On the occasion of his last international innings, Bradman needed four runs to be able to retire with a batting average of 100, but was dismissed for nought (in cricketing parlance, "a duck") by spin bowler Eric Hollies. Applauded onto the pitch by both teams, it was sometimes claimed that he was unable to see that ball because of the tears welling in his eyes, a claim Bradman always dismissed as sentimental nonsense. "I knew it would be my last Test match after a career spanning 20-years", he said, "but to suggest I got out as some people did, because I had tears in my eyes, is to belittle the bowler and is quite untrue." Regardless, he was given a guard of honour by players and spectators alike as he left the ground with a batting average of 99.94 from his 52 Tests, nearly double the average of any other player before or since. His average is allegedly immortalised as the post office box number of the Australian Broadcasting Corporation - "Box 9994 in your capital city".

Bradman so dominated the game that special bowling tactics, known as fast leg theory or Bodyline, regarded by many as unsporting and dangerous, were devised by England captain Douglas Jardine to reduce his dominance in a series of international matches against England in the Australian summer of 1932–1933. The principal English exponent of Bodyline was the Nottinghamshire pace bowler Harold Larwood, and the contest between Bradman and Larwood had proved to be the focal point of the competition.
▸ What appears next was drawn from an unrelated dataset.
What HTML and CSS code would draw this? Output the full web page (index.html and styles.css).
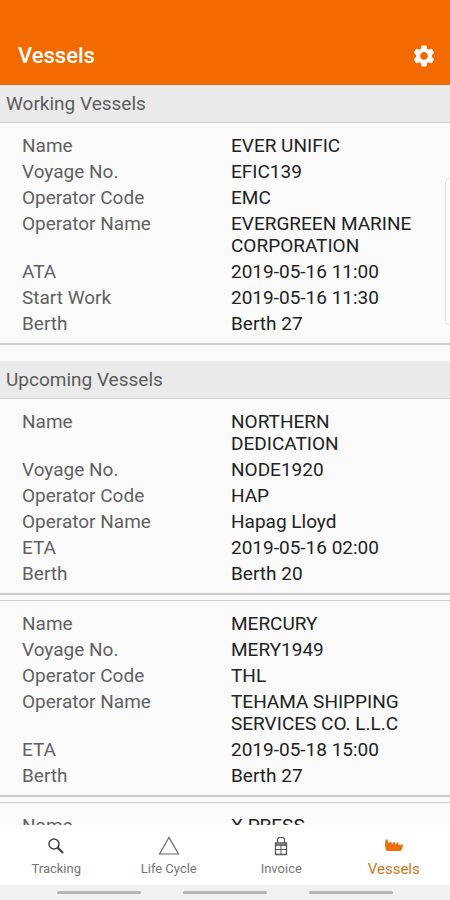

Some indication of his superlative skill was that his average for that series, 56.57, is above the career averages of all but a handful of international players in the 125-odd years of international cricket matches. Statistical analyses give some credence to the claim that Bradman dominated his sport more than Pelé, Wayne Gretzky, Ty Cobb, Tiger Woods or Michael Jordan, amongst other champions of their disciplines.

the evidence of his supreme athletic skills was revealed when Bradman missed the 1935–36 tour to South Africa due to illness. During his absence from cricket, Bradman had taken up squash to keep himself absolutely fit. He subsequently won the South Australian Open Squash Championship.